Greetings and salutations, everyone; yes, once again it is I, Mani the purebred border collie, filling in for the guy I live with, and here today to talk about frozen soil. You may remember me from such posts as “Still Not Much Happening”, among so many, many others.
Here I am in a characteristic pose.
I’m checking for frozen soil here. It’s frozen. Not very deeply, but the top is frozen.
The guy I live with is against frozen soil.
This soil is frozen:
So is this:
You may notice that the first picture has rock mulch.
The guy I live with says that in semi-arid climates rock mulch is the only type of mulch that allows water to infiltrate into the soil in the summer, unless you water a lot.
But it doesn’t keep the soil from freezing when snow melts into it. Maybe if it were really deep it would.
Some people say that rock mulch generates a lot of heat in the summer, which would probably be true if there were acres of it.

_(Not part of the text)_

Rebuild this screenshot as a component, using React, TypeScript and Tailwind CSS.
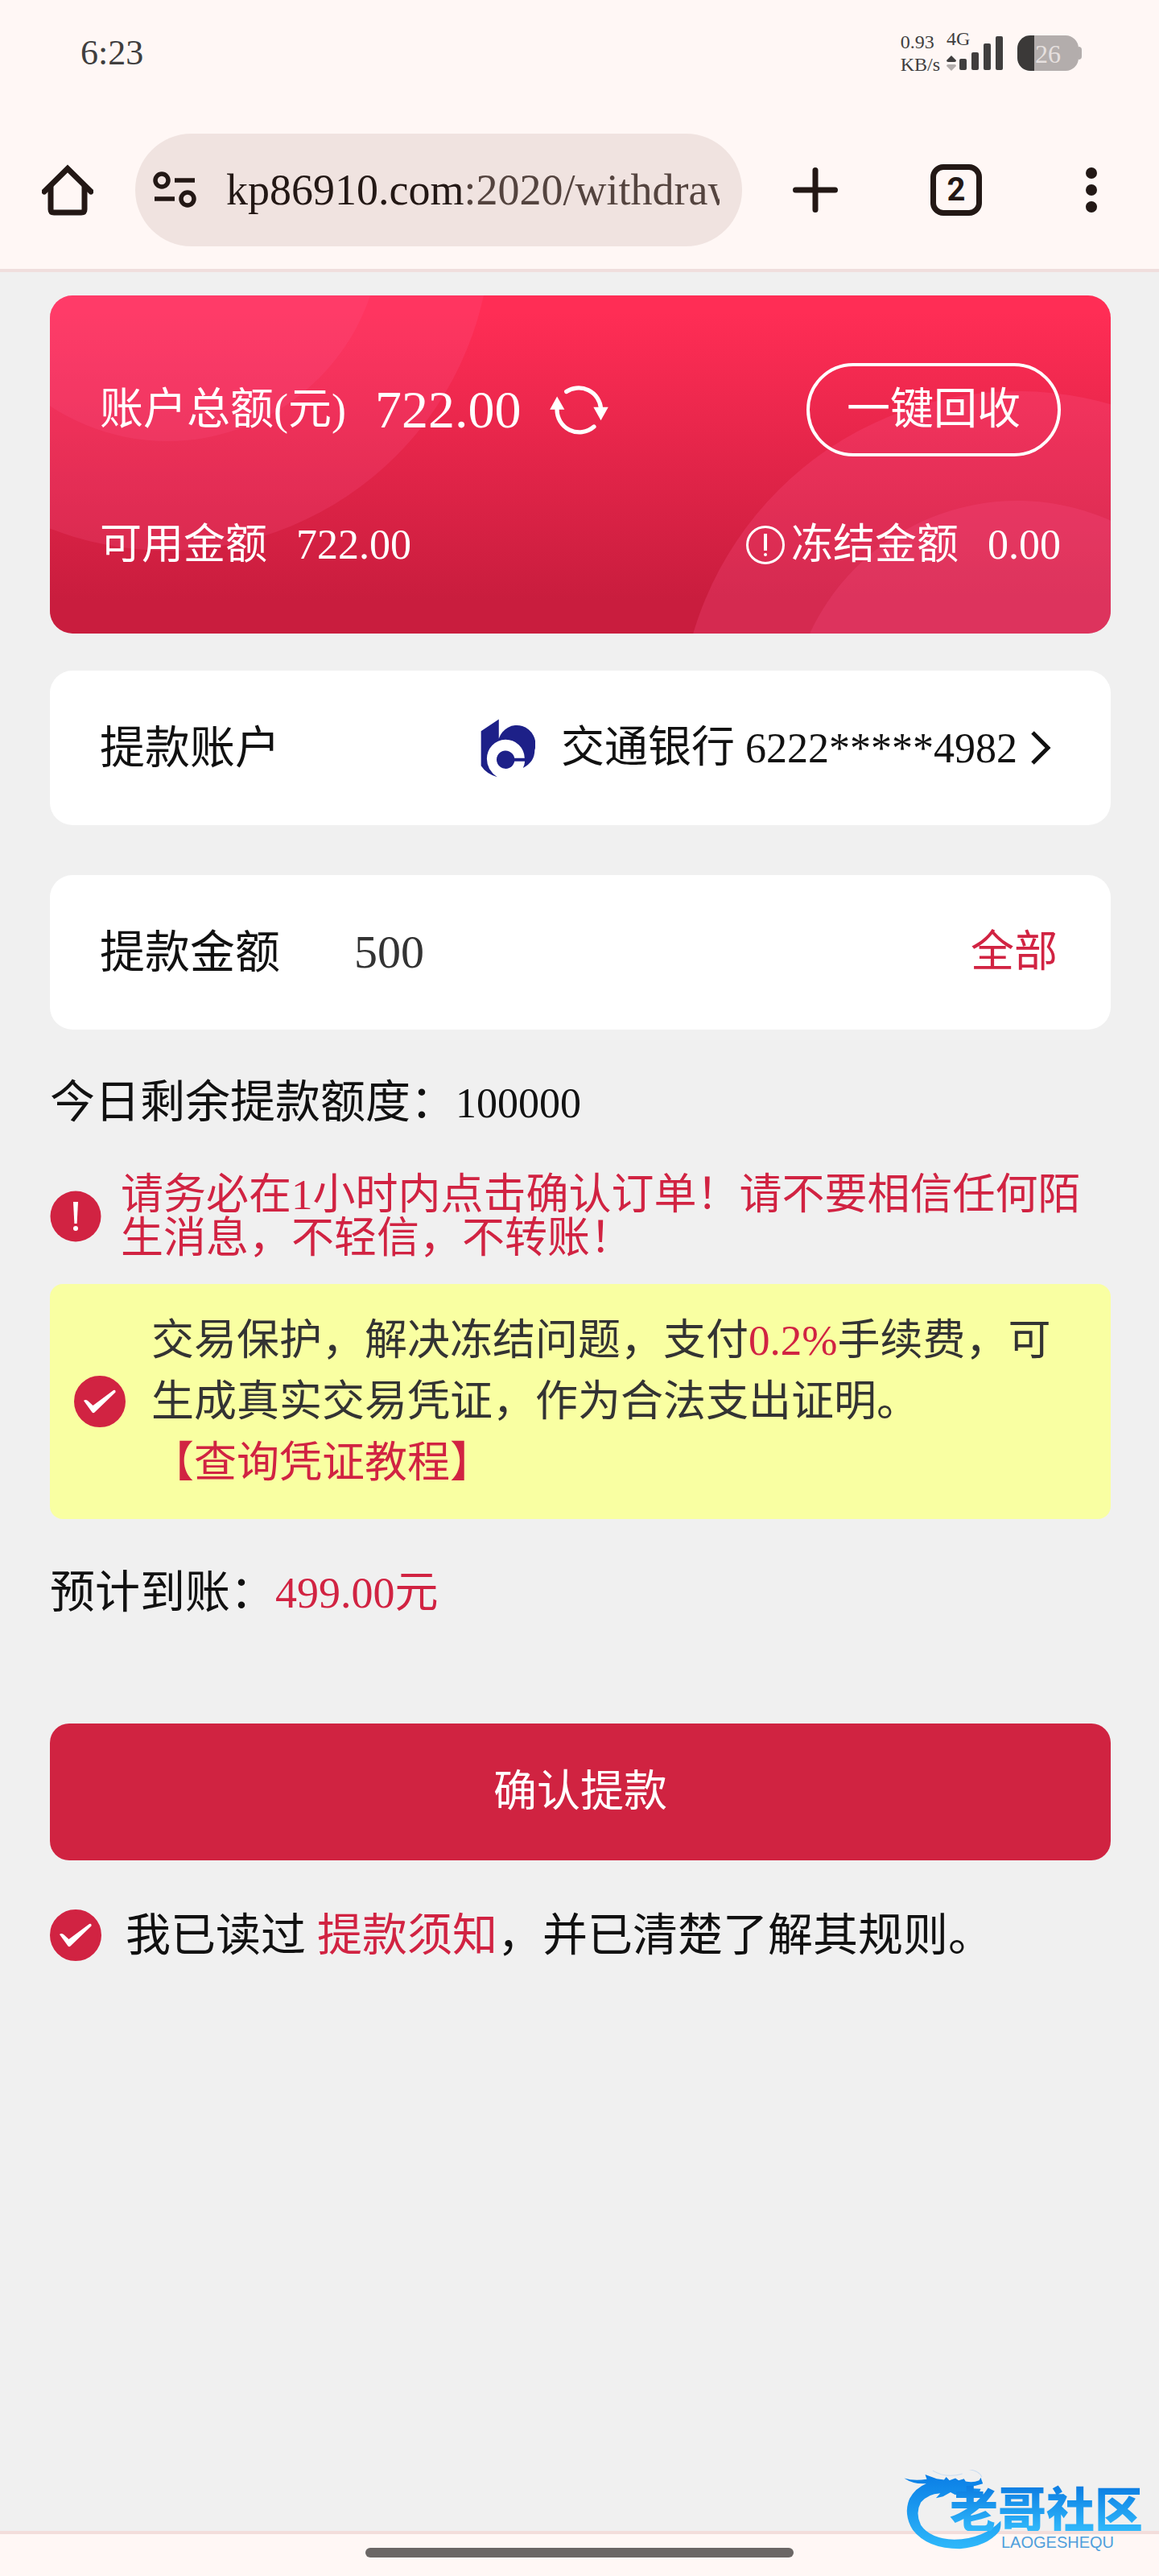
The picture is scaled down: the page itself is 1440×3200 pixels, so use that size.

Frozen soil makes it difficult for some plants, like cyclamen, to keep their leaves hydrated during the winter, which is why the guy I live with piled pine needles around the cyclamen before the first time it snowed here. The cyclamen, like autumn-flowering crocuses and of course snowdrops, need their leaves to photosynthesize.
Other plants don’t care. This is a dwarf limber pine (Pinus flexilis) from Jerry Morris:
It’s not growing, it’s just sitting there. Hardy conifers don’t photosynthesize after a night below freezing, which sounds like a smart move if you ask me.
He’s certainly not going to water this in winter, even though people insist he should. Watering conifers during warm periods can cause them to deacclimate and then get damaged or killed by any cold weather that follows.
(This information comes from a book called Conifer Cold Hardiness.)
The limber pine could also be grown in a pot all winter here, because the roots are hardy to -79 degrees F (-61.6C). Thank goodness it will never get that cold here, but you can see how hardy limber pines really are, because the roots of a woody plant are generally the least hardy part of the plant, besides maybe some of the buds.
This soil is not frozen:
In spring the guy I live with will take his quiet Ego leaf blower and gently blow all these leaves across the path into this garden, where the soil also isn’t frozen:
If we get a huge amount of snow later in the winter, which is possible, then maybe the melting snow will infiltrate through the leaves and, if it gets cold after that, the soil will freeze, but probably not the soil in the bottom picture.
There are snowdrops in those pots, and some of them are up, as I showed in my last post.
All those little leaves are from the ‘Himalayan Silver’ mint.
The guy I live with used to take all the old Christmas trees from the neighbors and cut them up and lay the branches over parts of the garden, but then later he was left with all these branches.
And that’s all I have for today. I didn’t feel like walking down the creek this evening, so we didn’t see that willow.
I hope you found this more fascinating than I did.